What to look for in failures
Don’t just ask “did it fail?” Ask “what class of failure?”
- stale read after acknowledged newer write
- aborted/failed txn effects becoming visible
- cyclic dependency anomalies in claimed serializable mode
- contradictory version orders (impossible histories)
- large timeout bands with hidden side effects
Each class maps to different remediation owners (storage engine, replication, retry semantics, docs/API claim mismatch).
Promotion policy (recommended)
Ship gates before production:
- no new anomaly class vs baseline
- no increase in anomaly frequency over rolling N runs
- unknown-rate below threshold (or blocked)
- all known anomalies either fixed or explicitly accepted with documented customer impact
If your release process has no anomaly budget, it effectively accepts unlimited consistency regressions.
Operationalizing this beyond one-off tests
- Put Jepsen runs on a release cadence, not ad-hoc heroics.
- Keep a historical anomaly registry (first seen, fixed in, reproducibility seed).
- Version your claim matrix with product docs and SLAs.
- Feed findings into client SDK guidance (timeouts, retries, quorum/consistency flags).
Correctness is a product contract, not just a database-internals concern.
Maelstrom as a feeder system
Before full Jepsen campaigns on real clusters, use Maelstrom to prototype algorithms and failure handling cheaply:
- local, simulated network
- language-agnostic node binaries via stdin/stdout JSON protocol
- built-in workloads, fault injection, and checker outputs
Maelstrom is excellent for early design iteration; Jepsen is where product claims meet real deployment conditions.
12-point readiness checklist
- Claim matrix written (model by API/path)
- Workloads mapped to real production access patterns
- Contention intentionally forced in at least one suite
- Nemesis set includes partition + crash + delay/loss
- Checker choice mapped to claim type (Knossos/Elle)
- Seeds and full histories archived
- Unknown outcomes treated as non-pass
- Artifact triage owner assigned
- Regression baseline tracked over time
- Release gate wired to anomaly policy
- Documentation updated when claim scope changes
- Postmortems link incidents back to missing/weak tests
References
- Jepsen framework repository (architecture overview)

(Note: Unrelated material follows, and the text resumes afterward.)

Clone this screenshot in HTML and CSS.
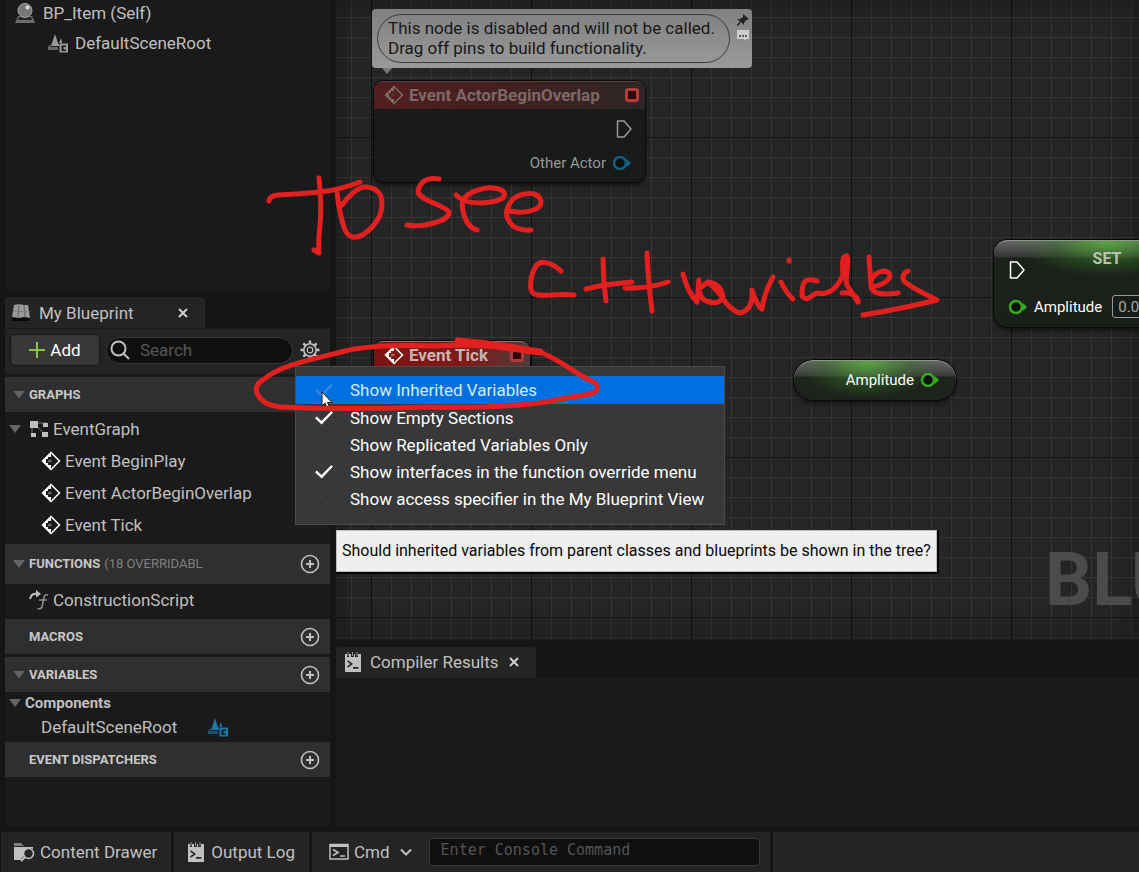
FILE: index.html
```html
<!DOCTYPE html>
<html lang="en">
<head>
<meta charset="utf-8">
<meta name="viewport" content="width=device-width, initial-scale=1">
<title>BP_Item Blueprint Editor</title>
<link rel="stylesheet" href="styles.css">
</head>
<body>
<svg class="defs" aria-hidden="true">
  <symbol id="i-scene" viewBox="0 0 22 20">
    <path d="M1 14h10v3H1zM3 11 1 14h3z" opacity=".6"/>
    <path d="M8 1 4 13h8zM14 5l-3 8h5z"/>
    <path d="M12 10h9v9h-9z" class="cut"/>
    <path fill-rule="evenodd" d="M12.500 10.500h8.500v9h-8.500zM14.500 12.500v5.500h4.500v-1.500h-2.500v-2.500h2.500v-1.500z"/>
  </symbol>
  <symbol id="i-event" viewBox="0 0 20 20">
    <path d="M10 1.500 18.500 10 10 18.500 1.500 10z" fill="none" stroke="currentColor" stroke-width="1.500"/>
    <path d="M10 1v5H7v2H5v4h2v2h3v5L1 10z"/>
    <path d="M7 8.800h3.500v2.400H7z" opacity=".35"/>
  </symbol>
  <symbol id="i-log" viewBox="0 0 16 20">
    <path fill-rule="evenodd" d="M0 2h2v3h2V2h2v3h3V2h1v3h3V2h3v18H0zM2.500 8v2l3 2-3 2v2l5-3.500v-1zM8 15v1.800h5.500V15z"/>
    <path d="M2.500 0h1v4h-1zM7 0h1v4H7zM11.500 0h1v4h-1z" opacity=".7"/>
  </symbol>
  <symbol id="i-plus" viewBox="0 0 20 20">
    <circle cx="10" cy="10" r="8.500" fill="none" stroke="currentColor" stroke-width="1.600"/>
    <path d="M10 6v8M6 10h8" stroke="currentColor" stroke-width="2"/>
  </symbol>
  <symbol id="i-exec" viewBox="0 0 16 18">
    <path d="M1.500 1h6.500l7 8-7 8H1.500z" fill="none" stroke="currentColor" stroke-width="1.500" stroke-linejoin="round"/>
  </symbol>
  <symbol id="i-pin" viewBox="0 0 20 16">
    <circle cx="8" cy="8" r="6" fill="#0a120c" stroke="currentColor" stroke-width="2.500"/>
    <path d="m15 4 4 4-4 4z"/>
  </symbol>
  <symbol id="i-close" viewBox="0 0 10 10">
    <path d="m1 1 8 8M9 1 1 9" stroke="currentColor" stroke-width="2"/>
  </symbol>
</svg>

<main class="workspace">
  <aside class="side">
    <section class="components">
      <div class="item root">
        <svg class="icon" viewBox="0 0 20 20"><path d="M3 13h14l3 7H0z" fill="#6c6c6c"/><path d="M4 14h12l1 3H3z" fill="#222"/><circle cx="10" cy="7.500" r="7" fill="#777" stroke="#aaa"/><circle cx="12.500" cy="4.500" r="2" fill="#ddd"/></svg>
        <span>BP_Item (Self)</span>
      </div>
      <div class="item scene">
        <svg class="icon wide"><use href="#i-scene"/></svg>
        <span>DefaultSceneRoot</span>
      </div>
    </section>

    <section class="blueprint">
      <div class="tab">
        <svg class="icon" viewBox="0 0 20 20"><path d="M1 14h18v4H1z" fill="#090909"/><path d="M3 2 8 1l5 1h4l2 13-6-1-5 1-7-1z" fill="#999"/><path d="m8 1-1 13M13 2l1 12" stroke="#666"/><path d="m2 8 17 1" stroke="#7c7c7c"/></svg>
        <h2>My Blueprint</h2>
        <button class="close" aria-label="Close My Blueprint"><svg><use href="#i-close"/></svg></button>
      </div>
      <div class="toolbar">
        <button class="add"><svg class="plus" viewBox="0 0 16 16"><path d="M8 0v16M0 8h16" stroke="#8bc24a" stroke-width="2"/></svg>Add</button>
        <label class="search">
          <svg class="icon" viewBox="0 0 20 20"><circle cx="8.500" cy="8.500" r="7" fill="none" stroke="currentColor" stroke-width="2"/><path d="m13.500 13.500 5.500 5.500" stroke="currentColor" stroke-width="2"/></svg>
          <input type="search" placeholder="Search" aria-label="Search">
        </label>
        <button class="plain" aria-label="View options"><svg class="icon line" viewBox="0 0 20 20"><circle cx="10" cy="10" r="6.200" stroke-width="1.600"/><circle cx="10" cy="10" r="2.800" stroke-width="1.200"/><path stroke-width="2.400" d="M10 .5v3M10 16.500v3M.5 10h3M16.500 10h3M3.300 3.300l2.100 2.100M14.600 14.600l2.100 2.100M3.300 16.700l2.100-2.100M14.600 5.400l2.100-2.100"/></svg></button>
      </div>

      <div class="category"><i class="arrow"></i><h3>GRAPHS</h3></div>
      <div class="list">
        <div class="item graph"><i class="arrow"></i>
          <svg class="icon" viewBox="0 0 20 20"><path d="M3 5v11M5 4h13M6 5l10 11" stroke="#777" fill="none"/><path d="M1 2h8v7H1zM14 4h5v4h-5zM2 14h5v4H2zM13 13h6v5h-6z"/></svg>
          <span>EventGraph</span></div>
        <div class="item event"><svg class="icon white"><use href="#i-event"/></svg><span>Event BeginPlay</span></div>
        <div class="item event"><svg class="icon white"><use href="#i-event"/></svg><span>Event ActorBeginOverlap</span></div>
        <div class="item event"><svg class="icon white"><use href="#i-event"/></svg><span>Event Tick</span></div>
      </div>
      <div class="category tall"><i class="arrow"></i><h3>FUNCTIONS</h3><small>(18 OVERRIDABL</small>
        <button class="plain" aria-label="Add function"><svg class="icon"><use href="#i-plus"/></svg></button></div>
      <div class="item function">
        <svg class="icon line" viewBox="0 0 20 20"><path d="M1 9c1-5 4-6 8-5" stroke-width="2"/><path d="m7 0 5 4-5 3.500z" fill="currentColor" stroke="none"/><path d="M19 5c-3-1-4 1-4.500 4l-1 6c-.5 3-2 4.500-5 3.500M10 10h8" stroke="#8a8a8a" stroke-width="1.600"/></svg>
        <span>ConstructionScript</span></div>
      <div class="category"><i class="arrow none"></i><h3>MACROS</h3>
        <button class="plain" aria-label="Add macro"><svg class="icon"><use href="#i-plus"/></svg></button></div>
      <div class="category spaced"><i class="arrow"></i><h3>VARIABLES</h3>
        <button class="plain" aria-label="Add variable"><svg class="icon"><use href="#i-plus"/></svg></button></div>
      <div class="item group"><i class="arrow"></i><strong>Components</strong></div>
      <div class="item variable"><span>DefaultSceneRoot</span><svg class="icon wide blue"><use href="#i-scene"/></svg></div>
      <div class="category"><i class="arrow none"></i><h3>EVENT DISPATCHERS</h3>
        <button class="plain" aria-label="Add event dispatcher"><svg class="icon"><use href="#i-plus"/></svg></button></div>
    </section>
  </aside>

  <div class="center">
    <section class="canvas" aria-label="Event graph">
      <div class="watermark">BLUEPRINT</div>

      <div class="bubble">
        <p>This node is disabled and will not be called.<br>Drag off pins to build functionality.</p>
        <div class="bubble-tools">
          <svg viewBox="0 0 12 12"><path d="m6 0 6 5-2 1-1 0-2 3v2L4 8l-3 4-1 0 0-1 3-4L0 5h3l3-2z" fill="#222"/></svg>
          <svg viewBox="0 0 12 12"><path d="M0 1h12v9H9l-2 2v-2H0z" fill="#ccc"/><path d="M2 6h2v2H2zM5 6h2v2H5zM8 6h2v2H8z" fill="#53606c"/></svg>
        </div>
      </div>

      <article class="node overlap">
        <header><svg class="icon"><use href="#i-event"/></svg><h4>Event ActorBeginOverlap</h4><b class="delegate"></b></header>
        <div class="pins">
          <svg class="exec"><use href="#i-exec"/></svg>
          <div class="pin-row">Other Actor <svg class="pin blue"><use href="#i-pin"/></svg></div>
        </div>
      </article>

      <article class="node tick">
        <header><svg class="icon"><use href="#i-event"/></svg><h4>Event Tick</h4><b class="delegate"></b></header>
      </article>

      <article class="node setter">
        <h4>SET</h4>
        <svg class="exec"><use href="#i-exec"/></svg>
        <label class="pin-row"><svg class="pin green"><use href="#i-pin"/></svg> Amplitude <input type="text" value="0.0"></label>
      </article>

      <article class="node getter">Amplitude <svg class="pin green"><use href="#i-pin"/></svg></article>
    </section>

    <section class="results">
      <div class="tab">
        <svg class="log"><use href="#i-log"/></svg>
        <h2>Compiler Results</h2>
        <button class="close" aria-label="Close Compiler Results"><svg><use href="#i-close"/></svg></button>
      </div>
      <div class="results-body"></div>
    </section>
  </div>

  <div class="menu">
    <label class="hover"><input type="checkbox">Show Inherited Variables</label>
    <label><input type="checkbox" checked>Show Empty Sections</label>
    <label><input type="checkbox">Show Replicated Variables Only</label>
    <label><input type="checkbox" checked>Show interfaces in the function override menu</label>
    <label><input type="checkbox">Show access specifier in the My Blueprint View</label>
  </div>
  <div class="tooltip" role="tooltip">Should inherited variables from parent classes and blueprints be shown in the tree?</div>

  <svg class="cursor" viewBox="0 0 13 18"><path d="M1 1v14l3-3 2 5 2.500-1-2-4.500H11z" fill="#fff" stroke="#111"/></svg>

  <svg class="ink" viewBox="0 0 1139 832" role="img" aria-label="To see C++ variables">
    <path d="M269 201Q269 196 278 195Q300 194 320 192T360 182"/>
    <path d="M319 178Q322 205 320 225T319 253L314 250"/>
    <path d="M337 192Q339 213 345 230Q351 242 364 234Q386 218 381 196Q376 186 363 187Q353 190 342 205"/>
    <path d="M439 179C424 176 419 185 418 192C421 201 444 205 449 212C450 221 422 228 407 225"/>
    <path d="M456 195C465 206 492 204 503 198C510 189 490 185 478 190C459 196 462 206 463 211C465 221 470 228 477 230"/>
    <path d="M508 211C524 214 542 211 541 201C538 189 519 194 513 199C502 212 507 220 513 226Q521 231 531 230"/>
    <path d="M561 271C552 263 541 259 536 266C530 275 529 290 533 293C538 298 558 293 574 295"/>
    <path d="M586 289Q605 284 632 282M603 259Q603 280 606 301M625 288Q648 289 668 282M647 253Q648 280 652 311"/>
    <path d="M683 274Q688 293 697 302L699 280Q697 291 703 299Q716 307 723 298Q722 284 708 282L700 288M708 282Q719 292 726 303Q735 313 741 313Q754 308 752 290Q757 306 762 309Q764 293 773 277"/>
    <path d="M781 282Q787 294 793 299M789 260v1"/>
    <path d="M817 281C804 277 802 282 802 296C808 303 812 294 817 293Q833 297 843 275C842 263 842 255 847 256C850 263 844 278 847 285Q852 293 858 302C859 301 855 291 842 293"/>
    <path d="M869 257L871 286Q872 297 898 293M872 287C889 284 896 273 884 271Q874 272 871 281"/>
    <path d="M908 271Q901 274 904 281Q910 287 937 300Q906 308 863 315"/>
    <path d="M458 340Q499 343 540 352C565 362 577 376 594 382Q603 390 590 394Q565 398 540 403Q500 408 427 407Q350 410 280 407C256 404 250 386 263 380C279 365 315 359 345 351Q375 344 435 346Q500 343 530 352"/>
    <path d="M458 341L505 347 540 352" stroke-width="7"/>
  </svg>
</main>

<footer class="status">
  <button><svg class="icon wide" viewBox="0 0 22 20"><path d="M1 1h7l3 3H1z" opacity=".6"/><path d="M1 5h19v2l-3-1c-5 0-8 4-6 8l-3 3v1H1z"/><circle cx="15.500" cy="11.500" r="5" fill="none" stroke="currentColor" stroke-width="1.600"/><path d="m12 15-4 4" stroke="currentColor" stroke-width="2"/></svg>Content Drawer</button>
  <button><svg class="log"><use href="#i-log"/></svg>Output Log</button>
  <div class="console">
    <button><svg class="icon line" viewBox="0 0 20 20"><path d="M1 2.500h18v14.500H1z" stroke-width="1.500"/><path d="M1 3.500h18" stroke-width="3"/><path d="m4 7.500 5 3-5 3M11 14h5" stroke-width="1.600"/></svg>Cmd<svg class="chevron" viewBox="0 0 12 8"><path d="m1 1.500 5 5 5-5" fill="none" stroke="currentColor" stroke-width="2"/></svg></button>
    <input type="text" placeholder="Enter Console Command" aria-label="Console command">
  </div>
  <div class="rest"></div>
</footer>
</body>
</html>
```

FILE: styles.css
```css
* { box-sizing: border-box; }

body {
  margin: 0;
  min-height: 100vh;
  display: flex;
  flex-direction: column;
  overflow-x: hidden;
  background: #151515;
  color: #c0c0c0;
  font: 17px/20px Roboto, "Liberation Sans", sans-serif;
}

h2, h3, h4, p { margin: 0; font: inherit; }
button, input { font: inherit; color: inherit; }
button { border: 0; background: none; padding: 0; }
svg { display: block; flex: none; fill: currentColor; }

.defs { position: absolute; width: 0; height: 0; }
.cut { fill: #1a1a1a; }
.icon { width: 20px; height: 20px; }
.icon.wide { width: 22px; }
.line { fill: none; stroke: currentColor; }
.white { color: #fff; }
.log { width: 16px; height: 20px; }
.blue { color: #1c76a8; }

.workspace {
  position: relative;
  flex: 1;
  display: grid;
  grid-template-columns: 325px minmax(0, 1fr);
  gap: 6px;
  padding: 0 0 6px 5px;
}

.side { display: flex; flex-direction: column; gap: 6px; }
.components { flex: 1; background: #1a1a1a; padding-top: 3px; }
.item { display: flex; align-items: center; }
.root { padding-left: 10px; gap: 8px; }
.scene { padding-left: 42px; gap: 6px; margin-top: 10px; }
.scene svg { color: #999; }

.blueprint { background: linear-gradient(#151515 31px, #1a1a1a 31px); padding-bottom: 49px; }
.tab {
  display: flex;
  align-items: center;
  width: 200px;
  height: 31px;
  padding: 0 17px 0 6px;
  gap: 8px;
  background: #242424;
  border-radius: 4px 4px 0 0;
}
.close { margin-left: auto; color: #d0d0d0; }
.close svg { width: 10px; height: 10px; }

.toolbar {
  display: flex;
  align-items: center;
  gap: 7px;
  height: 45px;
  margin-top: 1px;
  padding: 0 10px 3px 6px;
  background: #242424;
}
.add {
  display: flex;
  align-items: center;
  justify-content: center;
  gap: 5px;
  width: 88px;
  height: 30px;
  border-radius: 4px;
  background: #383838;
  color: #fff;
  box-shadow: 0 0 0 1px #161616;
}
.plus { width: 16px; height: 16px; }
.search {
  flex: 1;
  display: flex;
  align-items: center;
  gap: 10px;
  height: 27px;
  padding: 0 10px 0 3px;
  border: 1px solid #383838;
  border-radius: 14px;
  background: #0f0f0f;
}
.search input { width: 100%; min-width: 0; padding: 0; border: 0; background: none; outline: 0; }
.search input::placeholder { color: #575757; opacity: 1; }

.category {
  display: flex;
  align-items: center;
  height: 35px;
  padding: 0 10px 0 8px;
  background: #2f2f2f;
  font-size: 13px;
}
.toolbar + .category { margin-top: 3px; }
.category h3 { font-weight: 700; color: #c8c8c8; }
.category small { margin-left: 4px; font-size: 13px; color: #808080; }
.category .plain { margin-left: auto; }
.category.tall { height: 40px; }
.category.spaced { margin-top: 3px; }
.arrow {
  flex: none;
  width: 12px;
  height: 8px;
  margin-right: 4px;
  background: #656565;
  clip-path: polygon(0 0, 100% 0, 50% 100%);
}
.arrow.none { visibility: hidden; }

.list .item { height: 32px; }
.list { padding: 1px 0 3px; }
.graph { padding-left: 4px; }
.graph svg { margin: 0 4px; }
.event { padding-left: 36px; gap: 4px; }
.function { height: 35px; padding: 0 0 3px 24px; gap: 4px; }
.group { height: 22px; padding-left: 4px; font-size: 15px; }
.variable { height: 28px; padding: 0 0 2px 36px; gap: 30px; }

.center { display: flex; flex-direction: column; gap: 7px; min-width: 0; }
.canvas {
  --minor: rgb(255 255 255 / 7%);
  position: relative;
  flex: 1;
  overflow: hidden;
  background-color: #252525;
  background-image:
    linear-gradient(90deg, #111 1px, transparent 1px),
    linear-gradient(#151515 1px, transparent 1px),
    linear-gradient(90deg, var(--minor) 1px, transparent 1px),
    linear-gradient(var(--minor) 1px, transparent 1px);
  background-size: 160px 160px, 160px 160px, 20px 20px, 20px 20px;
  background-position: 35px 137px, 35px 137px, 15px 17px, 15px 17px;
  box-shadow: inset 0 0 30px rgb(0 0 0 / 35%);
}
.watermark {
  position: absolute;
  left: 709px;
  top: 540px;
  color: #4b4b4b;
  font-size: 74px;
  line-height: 80px;
  font-weight: 700;
}

.bubble {
  position: absolute;
  left: 36px;
  top: 9px;
  display: flex;
  gap: 7px;
  padding: 5px 3px 5px 5px;
  border-radius: 4px;
  background: linear-gradient(#808080, #9a9a9a);
  color: #171717;
  white-space: nowrap;
}
.bubble::after {
  content: "";
  position: absolute;
  left: 10px;
  top: 100%;
  width: 10px;
  height: 6px;
  background: #777;
  clip-path: polygon(0 0, 100% 0, 50% 100%);
}
.bubble p { padding: 3px 14px 4px 10px; border: 1px solid #3c3c3c; border-radius: 25px; }
.bubble-tools { display: grid; gap: 3px; align-content: start; }
.bubble-tools svg { width: 12px; height: 12px; }

.node {
  position: absolute;
  border-radius: 9px;
  background: #171a18;
  color: #e6e6e6;
  font-size: 15px;
  box-shadow: 0 0 0 1px #0a0a0a, 0 3px 5px rgb(0 0 0 / 60%);
  white-space: nowrap;
}
.node h4 { font-size: 17px; font-weight: 700; }
.node header { display: flex; align-items: center; gap: 5px; height: 28px; padding: 0 6px 2px 10px; border-radius: 9px 9px 0 0; }
.delegate { width: 14px; height: 14px; margin-left: auto; border: 3px solid #b13a3a; border-radius: 3px; background: #2c0808; }
.exec { width: 16px; height: 18px; }
.pin { width: 20px; height: 16px; }
.pin-row { display: flex; align-items: center; gap: 6px; }
.green { color: #38a81e; }

.overlap { left: 38px; top: 81px; width: 271px; height: 101px; background: rgb(21 25 22 / 85%); color: #7d6868; }
.overlap header { background: linear-gradient(90deg, #521e1e, #422020 50%, #2c2625); border-top: 1px solid #514141; }
.overlap .pins { display: grid; justify-items: end; gap: 15px; padding: 11px 13px; color: #999; }
.overlap .pin.blue { color: #175e80; }

.tick { left: 38px; top: 341px; width: 156px; height: 100px; color: #c9b4b4; }
.tick header { background: linear-gradient(90deg, #7c1313, #811a1a 60%, #4c3c3a); border-top: 1px solid #8b7777; }
.tick .icon { color: #fff; }

.setter {
  left: 658px;
  top: 240px;
  width: 226px;
  padding: 8px 14px 9px;
  border-radius: 14px;
  background:
    radial-gradient(ellipse 90px 36px at 50% 0, rgb(90 180 62 / 80%), rgb(50 120 35 / 40%) 60%, transparent),
    linear-gradient(#666 0, #333 16px, #1c211c 17px, #1a1f19);
  border-top: 1px solid #8b9b85;
}
.setter h4 { text-align: center; font-size: 16px; color: #b7c4b2; }
.setter .exec { margin: -8px 0 16px 1px; color: #fff; }
.setter .pin-row { color: #fff; }
.setter input { width: 50px; height: 23px; margin-left: 4px; padding: 0 5px; border: 1px solid #999; border-radius: 3px; background: #181c18; color: #aaa; }

.getter {
  left: 458px;
  top: 360px;
  width: 162px;
  height: 40px;
  display: flex;
  align-items: center;
  justify-content: flex-end;
  gap: 6px;
  padding: 0 16px 2px 0;
  border-radius: 20px;
  border-top: 1px solid #8b9b85;
  background:
    radial-gradient(ellipse 70px 38px at 45% 0, rgb(90 180 62 / 80%), rgb(50 120 35 / 40%) 60%, transparent),
    linear-gradient(#666 0, #3a3a3a 15px, #1e241d 16px, #1d221c);
  color: #fff;
}

.results .tab { height: 31px; padding: 0 17px 1px 9px; gap: 9px; }
.results-body { min-height: 148px; background: #1a1a1a; }

.menu {
  position: absolute;
  left: 295px;
  top: 366px;
  width: 430px;
  padding: 9px 0 12px;
  border: 1px solid #4a4a4a;
  background: #383838;
  color: #fff;
}
.menu label { display: flex; align-items: center; gap: 17px; height: 27px; padding-left: 19px; white-space: nowrap; }
.menu .hover { height: 28px; background: #0070e0; color: #d6ecff; }
.menu input {
  appearance: none;
  width: 18px;
  height: 14px;
  margin: 0;
  background: #353535;
  clip-path: polygon(0 55%, 10% 43%, 36% 75%, 90% 5%, 100% 15%, 37% 100%);
}
.menu input:checked { background: #fff; }
.menu .hover input { background: #2f88e6; }

.tooltip {
  position: absolute;
  left: 336px;
  top: 530px;
  padding: 10px 5px;
  background: #efefef;
  border: 1px solid #bdbdbd;
  color: #080808;
  font-size: 16px;
  box-shadow: 1px 1px 0 1px #060606;
  white-space: nowrap;
}

.cursor { position: absolute; left: 321px; top: 391px; width: 13px; height: 18px; }
.ink {
  position: absolute;
  left: 0;
  top: 0;
  width: 1139px;
  height: 832px;
  fill: none;
  stroke: #e2201f;
  stroke-width: 5px;
  stroke-linecap: round;
  stroke-linejoin: round;
  pointer-events: none;
}

.status { display: flex; gap: 3px; height: 40px; padding-left: 1px; }
.status > * { background: #242424; }
.status button { display: flex; align-items: center; gap: 5px; padding: 0 14px 0 12px; white-space: nowrap; }
.status .log { margin: 0 2px; }
.status .log + * { margin: 0; }
.console { display: flex; align-items: center; padding: 0 10px 0 5px; }
.console .chevron { width: 12px; height: 8px; margin-left: 5px; }
.console input {
  width: 331px;
  height: 28px;
  margin-left: 3px;
  padding: 0 11px 4px;
  border: 1px solid #383838;
  border-radius: 4px;
  background: #0f0f0f;
  font: 15px/20px "DejaVu Sans Mono", monospace;
}
.console input::placeholder { color: #555; opacity: 1; }
.rest { flex: 1; }
```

https://github.com/jepsen-io/jepsen - Jepsen nemesis tutorial (fault injection flow)
https://github.com/jepsen-io/jepsen/blob/main/doc/tutorial/05-nemesis.md - Jepsen consistency model map
https://jepsen.io/consistency/models - Knossos linearizability checker
https://github.com/jepsen-io/knossos - Elle transactional anomaly checker
https://github.com/jepsen-io/elle - Elle paper (VLDB 2021 preprint)
https://arxiv.org/pdf/2003.10554 - Example Jepsen transactional analysis (PostgreSQL 12.3)
https://jepsen.io/analyses/postgresql-12.3 - Adya, Liskov, O’Neil — Generalized Isolation Level Definitions
http://pmg.csail.mit.edu/papers/icde00.pdf - Maelstrom workbench (Jepsen-powered learning/test harness)
https://github.com/jepsen-io/maelstrom
One-line takeaway
If your distributed system’s consistency claim isn’t backed by recurring fault-injection history checks, it’s marketing, not a guarantee.